自衛隊と中国軍の偶発的な衝突を回避するための「海空連絡メカニズム」をめぐり、11月24日の日中外相会談で議題となった防衛当局間のホットラインの年内開設は困難な見通しとなっている。中国の王毅(おう・き)国務委員兼外相が会談後の共同記者発表で年内に開設する方向で合意したと言及したものの、回線工事などを含め必要な手続きを年内に終えるめどは立っておらず、ホットラインの開設は越年しそうだ。
岸信夫防衛相は外相会談後の27日の記者会見で、ホットラインの開設について「王氏から前向きな発言があったと理解している。防衛当局間で早期開設に向けて調整を加速していきたい」と述べた。
海空連絡メカニズムは平成30年6月から運用が始まっており、艦船や航空機による現場レベルでの直接交信に加え、運用状況を協議する当局間の定期会合の開催などを柱としている。その中で積み残しとなっていたのが、緊急時に相互に意図を確認するためのホットラインの開設で、日中両外相は早期開設を目指すことでは一致した。

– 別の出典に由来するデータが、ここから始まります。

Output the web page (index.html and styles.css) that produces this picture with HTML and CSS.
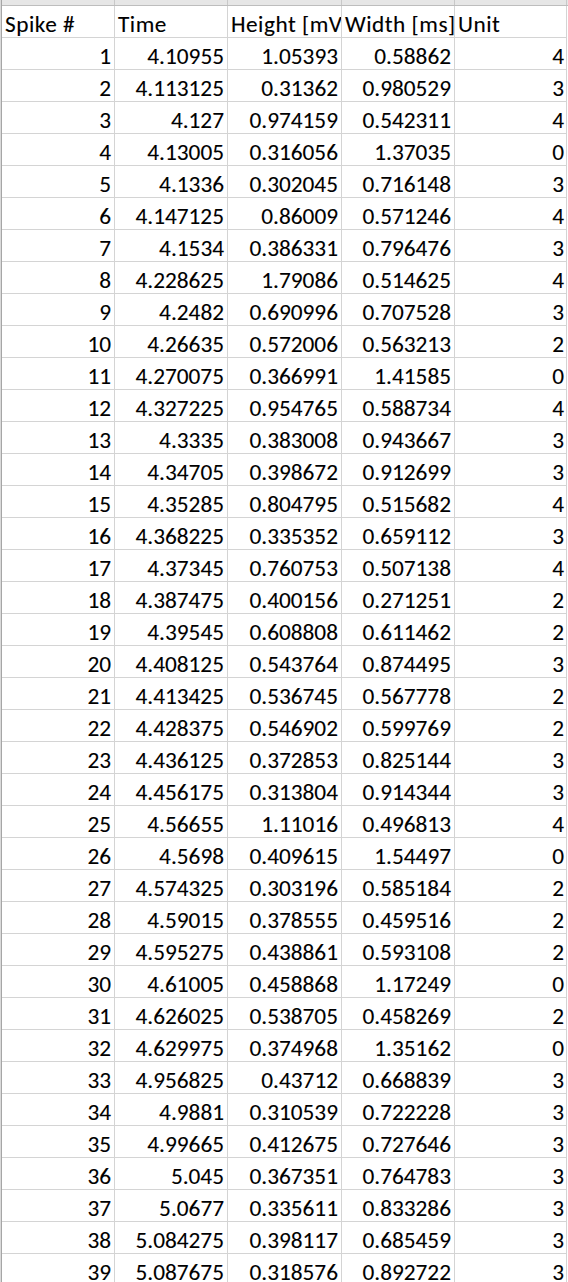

ただ、王氏が開設時期を「年内」と区切ったことについては、外務省関係者は「王氏の気持ちの表れ」と説明しており、現実的には難しいことをにじませている。ホットラインをどのレベルで開設するかについても防衛当局間で調整が済んでおらず、防衛省幹部は「なぜ『年内』と言ったのか」と首をかしげる。
王氏は共同記者発表で今回の来日の成果を強調する一方、尖閣諸島(沖縄県石垣市)をめぐっては中国側の領海侵入を正当化するなど、強硬姿勢も鮮明にした。日本政府関係者は「ちゃんと仕事をしているという北京向けのメッセージだろう」と王氏の意図を分析している。